Pero…, ¿qué había sucedido? Resulta que en el país donde la propiedad privada era un delito y donde la población solamente tenía derecho a alimentarse con lo que la cartilla de abastecimientos otorgaba; en el país que le quitaba la leche a los niños a la edad de tres años, abuelo se había agenciado una chiva. Como su piso era pequeño y estaba ubicado en una primera planta, abuelo metió la chiva en el patio trasero de una casa solariega abandonada. El animal, que allí tenía pasto —había mucha maleza y hasta puede que algún güije en la fuente de agua estancada—, era ordeñado por él a horas muy tempranas. Abuelo iba cada día a casa con el rendimiento de su ordeño: recuerdo el olor de la leche que mi madre hervía, mientras nos preparábamos para ir al colegio donde nos enseñaban los dogmas de la doctrina castrista.

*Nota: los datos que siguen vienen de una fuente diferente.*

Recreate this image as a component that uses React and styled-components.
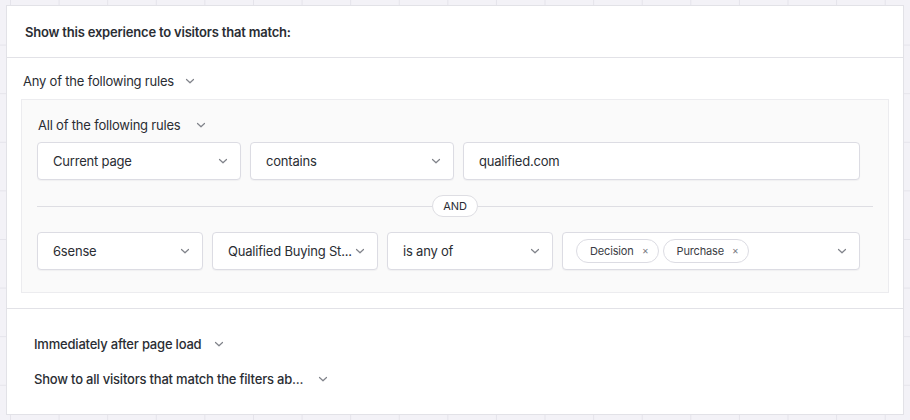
import styled, { createGlobalStyle } from "styled-components";

const GlobalStyle = createGlobalStyle`
  body {
    margin: 0;
    font-family: Inter, "Noto Sans", "Liberation Sans", sans-serif;
    letter-spacing: -0.2px;
    color: #2a2d33;
    background-color: #f3f2f7;
    background-image:
      linear-gradient(to right, #e5e4eb 1px, transparent 1px),
      linear-gradient(to bottom, #e5e4eb 1px, transparent 1px);
    background-size: 48.6px 48.6px;
    background-position: 10px -4px;
    min-height: 420px;
  }
`;

const Panel = styled.div`
  margin: 5px 0 0 6px;
  width: 896px;
  background: #fff;
  border: 1px solid #e2e2e7;
`;

const Header = styled.div`
  height: 51px;
  display: flex;
  align-items: center;
  padding-left: 18px;
  font-size: 13px;
  font-weight: 600;
  border-bottom: 1px solid #e2e2e7;
`;

const Section = styled.div`
  padding: ${(p) => p.$pad};
  border-bottom: ${(p) => (p.$last ? "none" : "1px solid #e2e2e7")};
  display: flex;
  flex-direction: column;
  gap: ${(p) => p.$gap || 0}px;
`;

const RuleLabel = styled.div`
  height: 18px;
  display: flex;
  align-items: center;
  gap: ${(p) => p.$gap || 10}px;
  padding-left: ${(p) => p.$indent || 0}px;
  font-size: 13px;
  font-weight: ${(p) => (p.$strong ? 500 : 400)};
  margin-bottom: ${(p) => p.$after || 0}px;
`;

const RuleBox = styled.div`
  background: #fafafa;
  border: 1px solid #ececef;
  padding: 16px 15px 22px 15px;
`;

const Row = styled.div`
  display: flex;
  gap: 9px;
  margin-right: 13px;
`;

const Field = styled.div`
  box-sizing: border-box;
  width: ${(p) => (p.$w ? `${p.$w}px` : "auto")};
  flex: ${(p) => (p.$w ? "none" : "1")};
  height: 38px;
  display: flex;
  align-items: center;
  justify-content: space-between;
  padding: 0 12px 0 15px;
  background: #fff;
  border: 1px solid #dcdce3;
  border-radius: 4px;
  box-shadow: 0 1px 1px rgba(20, 20, 40, 0.04);
  font-size: 13px;
  color: #2a2d33;
  white-space: nowrap;
`;

const Tags = styled.div`
  display: flex;
  gap: 4px;
  margin-left: -2px;
`;

const Tag = styled.span`
  height: 24px;
  box-sizing: border-box;
  display: inline-flex;
  align-items: center;
  gap: 8px;
  padding: 0 9px 0 13px;
  border: 1px solid #dcdce3;
  border-radius: 12px;
  font-size: 11px;
  letter-spacing: -0.15px;
  color: #3a3d44;
  background: #fff;
`;

const Close = styled.span`
  font-size: 8px;
  color: #777a80;
`;

const Divider = styled.div`
  height: 52px;
  display: flex;
  align-items: center;
  &::before,
  &::after {
    content: "";
    flex: 1;
    height: 1px;
    background: #dedee3;
  }
`;

const Pill = styled.span`
  height: 22px;
  box-sizing: border-box;
  padding: 0 10px;
  display: flex;
  align-items: center;
  border: 1px solid #dedee3;
  border-radius: 11px;
  background: #fff;
  font-size: 11px;
  letter-spacing: -0.1px;
  color: #2a2d33;
`;

const Chevron = () => (
  <svg width="10" height="10" viewBox="0 0 10 10" fill="none">
    <polyline
      points="1.5,3.5 5,6.8 8.5,3.5"
      stroke="#80838a"
      strokeWidth="1.2"
      strokeLinecap="round"
      strokeLinejoin="round"
    />
  </svg>
);

function Select({ w, children }) {
  return (
    <Field $w={w}>
      <span>{children}</span>
      <Chevron />
    </Field>
  );
}

export default function App() {
  return (
    <>
      <GlobalStyle />
      <Panel>
        <Header>Show this experience to visitors that match:</Header>
        <Section $pad="14px 14px 15px 14px">
          <RuleLabel $indent={2} $after={9} $gap={11}>
            Any of the following rules <Chevron />
          </RuleLabel>
          <RuleBox>
            <RuleLabel $indent={1} $after={8} $gap={15}>
              All of the following rules <Chevron />
            </RuleLabel>
            <Row>
              <Select w={204}>Current page</Select>
              <Select w={204}>contains</Select>
              <Field>qualified.com</Field>
            </Row>
            <Divider>
              <Pill>AND</Pill>
            </Divider>
            <Row>
              <Select w={166}>6sense</Select>
              <Select w={166}>Qualified Buying St...</Select>
              <Select w={166}>is any of</Select>
              <Field>
                <Tags>
                  <Tag>
                    Decision<Close>✕</Close>
                  </Tag>
                  <Tag>
                    Purchase<Close>✕</Close>
                  </Tag>
                </Tags>
                <Chevron />
              </Field>
            </Row>
          </RuleBox>
        </Section>
        <Section $pad="26px 27px 26px 27px" $gap={17} $last>
          <RuleLabel $strong $gap={13}>
            Immediately after page load <Chevron />
          </RuleLabel>
          <RuleLabel $strong $gap={15}>
            Show to all visitors that match the filters ab... <Chevron />
          </RuleLabel>
        </Section>
      </Panel>
    </>
  );
}
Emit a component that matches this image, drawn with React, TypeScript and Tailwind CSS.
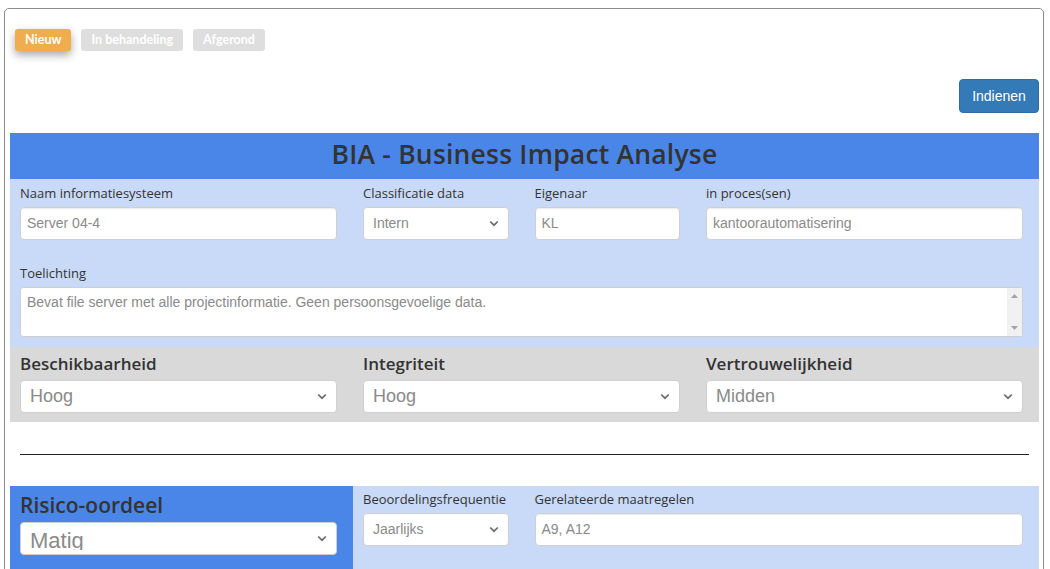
import React from "react";

const LABEL = "font-['Open_Sans','Noto_Sans',sans-serif] text-[13px] text-[#333]";
const ARIAL = "font-['Liberation_Sans',Arial,sans-serif]";

function Chevron() {
  return (
    <svg width="10" height="7" viewBox="0 0 10 7" className="shrink-0">
      <path d="M1.2 1.5 L5 5.2 L8.8 1.5" fill="none" stroke="#6b6b6b" strokeWidth="1.7" />
    </svg>
  );
}

function Input({ value }: { value: string }) {
  return (
    <div
      className={`h-[33px] bg-white border border-[#cfcfcf] rounded-[4px] shadow-[inset_0_1px_1px_rgba(0,0,0,0.075)] pl-[6px] flex items-center text-[14px] text-[#8a8a8a] ${ARIAL}`}
    >
      {value}
    </div>
  );
}

function Select({ value, size = "text-[14px]", h = "h-[33px]" }: { value: string; size?: string; h?: string }) {
  return (
    <div
      className={`${h} bg-white border border-[#cfcfcf] rounded-[4px] pl-[9px] pr-[9px] flex items-center justify-between ${size} text-[#8a8a8a] ${ARIAL}`}
    >
      <span>{value}</span>
      <Chevron />
    </div>
  );
}

function Field({ label, children }: { label: string; children: React.ReactNode }) {
  return (
    <div className="pl-[10px] pr-[16px]">
      <div className={`${LABEL} leading-[20px] mb-[4px]`}>{label}</div>
      {children}
    </div>
  );
}

function Heading({ label, value }: { label: string; value: string }) {
  return (
    <div className="pl-[10px] pr-[16px]">
      <div className="font-['Open_Sans','Noto_Sans',sans-serif] font-semibold text-[17px] text-[#333] leading-[22px] mb-[5px]">
        {label}
      </div>
      <Select value={value} size="text-[18px]" />
    </div>
  );
}

export default function App() {
  return (
    <div className="pt-2 pl-1 bg-white min-h-[569px] overflow-hidden">
      <div className="w-[1040px] h-[620px] border border-[#8c8c8c] rounded-t-[5px] pl-[5px] pr-[4px] pt-[20px]">
        {/* status */}
        <div className="flex gap-[10px] ml-[5px] font-['Lato',sans-serif] font-bold text-[12.5px] text-white">
          <div className="h-[22px] px-[10px] flex items-center rounded-[3px] bg-[#f0ad4e] shadow-[0_4px_8px_rgba(0,0,0,0.35)]">
            Nieuw
          </div>
          <div className="h-[22px] px-[10px] flex items-center rounded-[3px] bg-[#dedede]">In behandeling</div>
          <div className="h-[22px] px-[10px] flex items-center rounded-[3px] bg-[#dedede]">Afgerond</div>
        </div>

        <div className="flex justify-end mt-[28px]">
          <div
            className={`h-[34px] w-[80px] flex items-center justify-center rounded-[4px] bg-[#337ab7] border border-[#2e6da4] text-white text-[14px] ${ARIAL}`}
          >
            Indienen
          </div>
        </div>

        {/* header */}
        <div className="mt-[20px] h-[46px] bg-[#4a86e8] flex items-center justify-center pb-[3px]">
          <h1 className="font-['Open_Sans','Noto_Sans',sans-serif] font-semibold text-[26.5px] tracking-[0.2px] text-[#333] leading-none">
            BIA - Business Impact Analyse
          </h1>
        </div>

        {/* light blue */}
        <div className="bg-[#c9daf8] pt-[4px] pb-[10px]">
          <div className="grid grid-cols-6">
            <div className="col-span-2">
              <Field label="Naam informatiesysteem">
                <Input value="Server 04-4" />
              </Field>
            </div>
            <div className="col-span-1">
              <Field label="Classificatie data">
                <Select value="Intern" />
              </Field>
            </div>
            <div className="col-span-1">
              <Field label="Eigenaar">
                <Input value="KL" />
              </Field>
            </div>
            <div className="col-span-2">
              <Field label="in proces(sen)">
                <Input value="kantoorautomatisering" />
              </Field>
            </div>
          </div>
          <div className="mt-[23px]">
            <Field label="Toelichting">
              <div className="h-[50px] bg-white border border-[#cfcfcf] rounded-[3px] flex">
                <div className={`flex-1 pl-[6px] pt-[5px] text-[14px] leading-[18px] text-[#8a8a8a] ${ARIAL}`}>
                  Bevat file server met alle projectinformatie. Geen persoonsgevoelige data.
                </div>
                <div className="w-[15px] bg-[#f1f1f1] flex flex-col items-center justify-between py-[6px]">
                  <svg width="7" height="4" viewBox="0 0 7 4">
                    <path d="M0 4 L3.5 0 L7 4 Z" fill="#a3a3a3" />
                  </svg>
                  <svg width="7" height="4" viewBox="0 0 7 4">
                    <path d="M0 0 L7 0 L3.5 4 Z" fill="#a3a3a3" />
                  </svg>
                </div>
              </div>
            </Field>
          </div>
        </div>

        {/* gray */}
        <div className="bg-[#d9d9d9] pt-[6px] pb-[9px] grid grid-cols-3">
          <Heading label="Beschikbaarheid" value="Hoog" />
          <Heading label="Integriteit" value="Hoog" />
          <Heading label="Vertrouwelijkheid" value="Midden" />
        </div>

        <div className="h-[64px] flex items-center px-[10px]">
          <div className="h-px w-full bg-[#222]" />
        </div>

        {/* risk */}
        <div className="grid grid-cols-6 h-[100px]">
          <div className="col-span-2 bg-[#4a86e8] pl-[10px] pr-[16px] pt-[5px]">
            <div className="font-['Open_Sans','Noto_Sans',sans-serif] font-semibold text-[21px] text-[#333] leading-[28px] mb-[3px]">
              Risico-oordeel
            </div>
            <div className="h-[33px] bg-white border border-[#cfcfcf] rounded-[4px] pl-[9px] pr-[9px] flex items-start justify-between">
              <div className={`h-[27px] overflow-hidden text-[22px] leading-[36px] text-[#8a8a8a] ${ARIAL}`}>Matig</div>
              <div className="h-full flex items-center">
                <Chevron />
              </div>
            </div>
          </div>
          <div className="col-span-1 bg-[#c9daf8] pt-[3px]">
            <Field label="Beoordelingsfrequentie">
              <Select value="Jaarlijks" />
            </Field>
          </div>
          <div className="col-span-3 bg-[#c9daf8] pt-[3px]">
            <Field label="Gerelateerde maatregelen">
              <Input value="A9, A12" />
            </Field>
          </div>
        </div>
      </div>
    </div>
  );
}
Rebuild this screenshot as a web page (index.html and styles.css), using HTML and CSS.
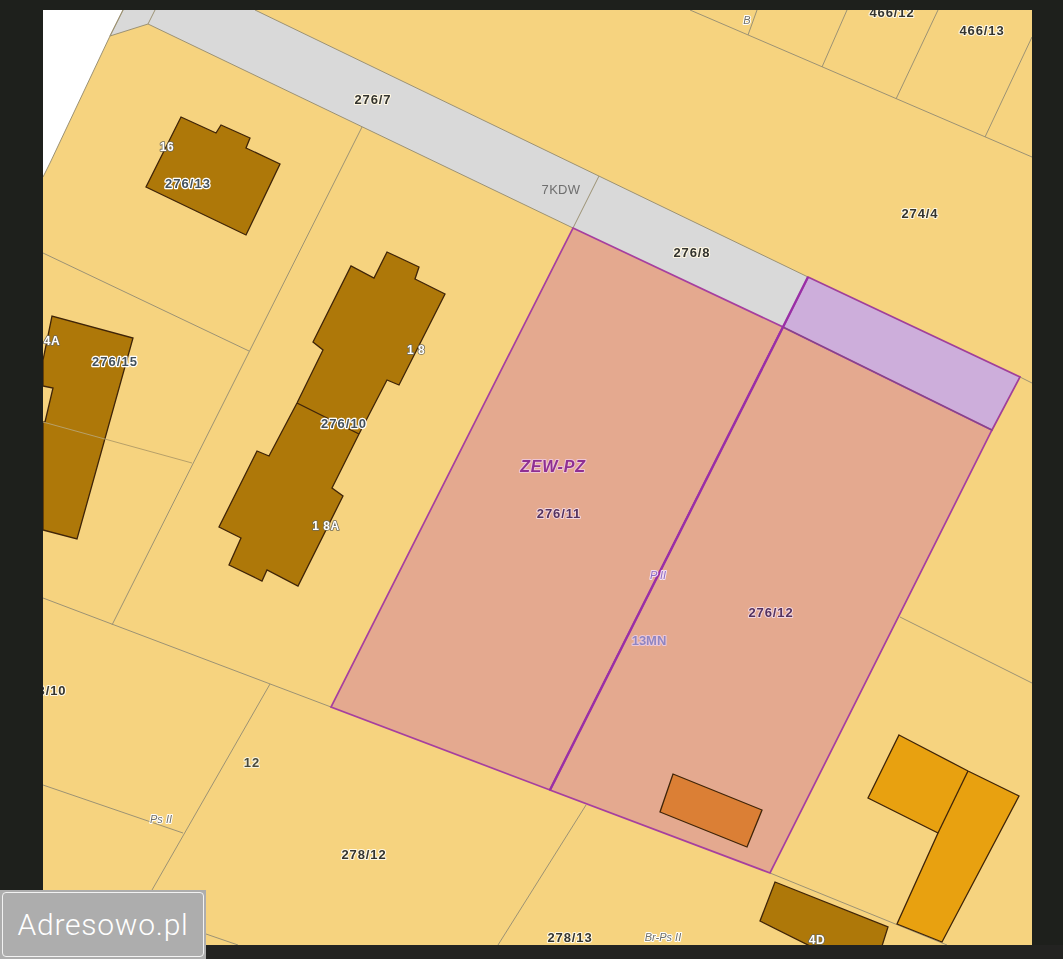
FILE: index.html
```html
<!DOCTYPE html>
<html lang="pl">
<head>
<meta charset="utf-8">
<title>Adresowo.pl</title>
<link rel="stylesheet" href="styles.css">
</head>
<body>
<main class="page">
  <svg class="map" viewBox="43 10 989 935" xmlns="http://www.w3.org/2000/svg" role="img" aria-label="Mapa działek">
    <rect class="ground" x="43" y="10" width="989" height="935"/>
    <polygon class="blank" points="43,10 123,10 110,36 50,163 43,177"/>
    <polygon class="road" points="123,10 255,10 808,277 783,327 573,228 148,24 110,36"/>

    <g class="parcel-lines">
      <polyline points="123,10 110,36 148,24 573,228"/>
      <line x1="255" y1="10" x2="808" y2="277"/>
      <line x1="155" y1="10" x2="148" y2="24"/>
      <line x1="599" y1="176" x2="573" y2="228"/>
      <polyline points="123,10 110,36 50,163 43,177"/>
      <line x1="690" y1="10" x2="1032" y2="157"/>
      <line x1="748" y1="35" x2="757" y2="10"/>
      <line x1="822" y1="67" x2="847" y2="10"/>
      <line x1="896" y1="99" x2="938" y2="10"/>
      <line x1="985" y1="137" x2="1032" y2="37"/>
      <line x1="362" y1="127" x2="112" y2="625"/>
      <line x1="43" y1="253" x2="249" y2="351"/>
      <line x1="43" y1="598" x2="331" y2="707"/>
      <line x1="270" y1="684" x2="152" y2="890"/>
      <line x1="43" y1="785" x2="183" y2="833"/>
      <line x1="206" y1="934" x2="238" y2="945"/>
      <line x1="586" y1="805" x2="498" y2="945"/>
      <line x1="900" y1="617" x2="1032" y2="683"/>
      <line x1="770" y1="873" x2="947" y2="945"/>
      <line x1="1020" y1="377" x2="1032" y2="383"/>
    </g>

    <polygon class="plot" points="573,228 783,327 550,790 331,707"/>
    <polygon class="plot" points="783,327 992,430 770,873 550,790"/>
    <polygon class="zone" points="808,277 1020,377 992,430 783,327"/>
    <line class="zone-dash" x1="783" y1="327" x2="992" y2="430"/>
    <line class="plot-split" x1="783" y1="327" x2="550" y2="790"/>
    <line class="plot-split" x1="808" y1="277" x2="783" y2="327"/>

    <g class="building brown">
      <polygon points="181,117 216,133 221,125 250,138 246,148 280,164 246,235 146,187"/>
      <polygon points="387,252 419,267 415,279 445,294 399,385 387,380 359,434 332,488 343,496 298,586 267,570 262,581 229,565 241,538 219,527 257,451 269,456 297,403 323,350 313,342 351,266 374,278"/>
      <line x1="297" y1="403" x2="359" y2="434"/>
      <polygon points="43,360 52,316 133,338 77,539 43,530 43,422 45,422 53,388 43,386"/>
      <polygon points="775,882 888,927 882,946 810,946 760,921"/>
    </g>
    <polygon class="building orange" points="673,774 762,810 747,847 660,812"/>
    <g class="building gold">
      <polygon points="899,735 968,771 1019,796 942,942 897,924 938,833 868,798"/>
      <line x1="968" y1="771" x2="938" y2="833"/>
    </g>
    <line class="over-line" x1="43" y1="422" x2="192" y2="463"/>

    <g class="labels">
      <text class="num" x="373" y="104">276/7</text>
      <text class="road-code" x="561" y="194">7KDW</text>
      <text class="num" x="692" y="257">276/8</text>
      <text class="num" x="920" y="218">274/4</text>
      <text class="num" x="982" y="35">466/13</text>
      <text class="num" x="892" y="17">466/12</text>
      <text class="use" x="747" y="24">B</text>
      <text class="bnum small" x="167" y="151">16</text>
      <text class="bnum" x="188" y="188">276/13</text>
      <text class="bnum" x="115" y="366">276/15</text>
      <text class="bnum small" x="52" y="345">4A</text>
      <text class="bnum small" x="416" y="354">1 8</text>
      <text class="bnum" x="344" y="428">276/10</text>
      <text class="bnum small" x="326" y="530">1 8A</text>
      <text class="zew" x="553" y="472">ZEW-PZ</text>
      <text class="plotnum" x="559" y="518">276/11</text>
      <text class="plotnum" x="771" y="617">276/12</text>
      <text class="use violet" x="658" y="579">P II</text>
      <text class="mn" x="649" y="645">13MN</text>
      <text class="num" x="52" y="695">3/10</text>
      <text class="num hollow" x="252" y="767">12</text>
      <text class="use" x="161" y="823">Ps II</text>
      <text class="num" x="364" y="859">278/12</text>
      <text class="num" x="570" y="942">278/13</text>
      <text class="use" x="663" y="941">Br-Ps II</text>
      <text class="bnum small" x="817" y="944">4D</text>
    </g>
  </svg>
  <div class="mark"><span class="mark-text">Adresowo.pl</span></div>
</main>
</body>
</html>
```

FILE: styles.css
```css
html, body {
  margin: 0;
  height: 100%;
  background: #1e201c;
  overflow: hidden;
}

.page {
  position: relative;
  box-sizing: border-box;
  height: 959px;
  padding: 10px 31px 14px 43px;
  background: linear-gradient(#1e201c 945px, #232321 945px);
}

.map {
  display: block;
  width: 989px;
  height: 935px;
  filter: blur(0.4px);
}

.ground { fill: #f6d37f; }
.blank { fill: #ffffff; }
.road { fill: #d9d9d9; }

.parcel-lines line,
.parcel-lines polyline {
  fill: none;
  stroke: #9c9274;
  stroke-width: 1;
}

.over-line {
  stroke: #b7a069;
  stroke-width: 1;
}

.plot {
  fill: #e4a98f;
  stroke: #a63f9f;
  stroke-width: 1.7;
  stroke-linejoin: miter;
}

.zone {
  fill: #cdaedb;
  stroke: #a03f9a;
  stroke-width: 1.7;
}

.zone-dash {
  stroke: #7d4a86;
  stroke-width: 1;
}

.plot-split {
  stroke: #9a2fa6;
  stroke-width: 2.4;
}

.building polygon,
.building line,
.building.orange {
  stroke: #3f2408;
  stroke-width: 1.3;
  stroke-linejoin: miter;
}

.brown polygon { fill: #ae7809; }
.gold polygon { fill: #e8a110; }
.building.orange { fill: #db7f35; }

.labels text {
  font-family: "Liberation Sans", Arial, sans-serif;
  text-anchor: middle;
  paint-order: stroke;
  stroke-linejoin: round;
}

.num {
  font-size: 13px;
  font-weight: 700;
  letter-spacing: 0.9px;
  fill: #34342f;
  stroke: #fff8e4;
  stroke-width: 2.2px;
}

.num.hollow {
  fill: #4a4a3c;
  stroke: #f9f3dc;
}

.bnum {
  font-size: 13px;
  font-weight: 700;
  letter-spacing: 1px;
  fill: #43505a;
  stroke: #ffffff;
  stroke-width: 2.4px;
}

.bnum.small {
  font-size: 12px;
  letter-spacing: 0.5px;
  fill: #ffffff;
  stroke: #6f6a58;
  stroke-width: 1.6px;
}

.road-code {
  font-size: 13px;
  letter-spacing: 0.3px;
  fill: #6f6f6f;
}

.use {
  font-size: 11px;
  font-style: italic;
  fill: #70706a;
  stroke: #ffffff;
  stroke-width: 2px;
}

.use.violet {
  fill: #8f6cc0;
  stroke: #f3dff5;
}

.zew {
  font-size: 16px;
  font-weight: 700;
  font-style: italic;
  letter-spacing: 0.8px;
  fill: #8f2f92;
  stroke: #eec5d4;
  stroke-width: 2px;
}

.plotnum {
  font-size: 13px;
  font-weight: 700;
  letter-spacing: 0.9px;
  fill: #54325f;
  stroke: #f3d6dd;
  stroke-width: 2px;
}

.mn {
  font-size: 13px;
  font-weight: 700;
  fill: #8f86c2;
  stroke: #ecc8d8;
  stroke-width: 2px;
}

.mark {
  position: absolute;
  left: 0;
  top: 890px;
  box-sizing: border-box;
  width: 206px;
  height: 69px;
  padding: 2px;
  background: #adadad;
}

.mark-text {
  display: flex;
  align-items: center;
  justify-content: center;
  box-sizing: border-box;
  height: 100%;
  border: 1.5px solid #f2f2f2;
  border-radius: 4px;
  background: #adadad;
  color: #ffffff;
  font-family: Roboto, "Liberation Sans", sans-serif;
  font-weight: 300;
  font-size: 30px;
  letter-spacing: 0.75px;
}
```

Esta imagen de mi memoria, que aquí escribo para que no me sea desdibujada, pues el peso de los años ahoga recuerdos, incluye el rostro de mi abuelo en aquella mañana de octubre, quebrada por el susto y por el miedo. Muchos vientos huracanados soplaron sobre mi infancia, pero ese día amargo, el día que descubrí que mi abuelo había sido abatido por algo que, por entonces, yo no entendía —la voluntad doblegada— quiere mostrarse al mundo: sabe que todo relato escrito tiene un lector. Y un lector es un pecho latiendo, un espíritu entregado a las experiencias vividas por otros, unas pupilas dispuestas a atravesar espejos.
Al abuelo lo denunció un vecino, que intentó extorsionarlo: quería… ¡la leche para sus pequeños hijos! ¿Qué triste, verdad? La policía se llevó a la chiva, a mi abuelo lo amonestaron, el vecino quedó como el soplón de la cuadra y nosotras regresamos a los desayunos inciertos y a las largas jornadas de adoctrinamiento.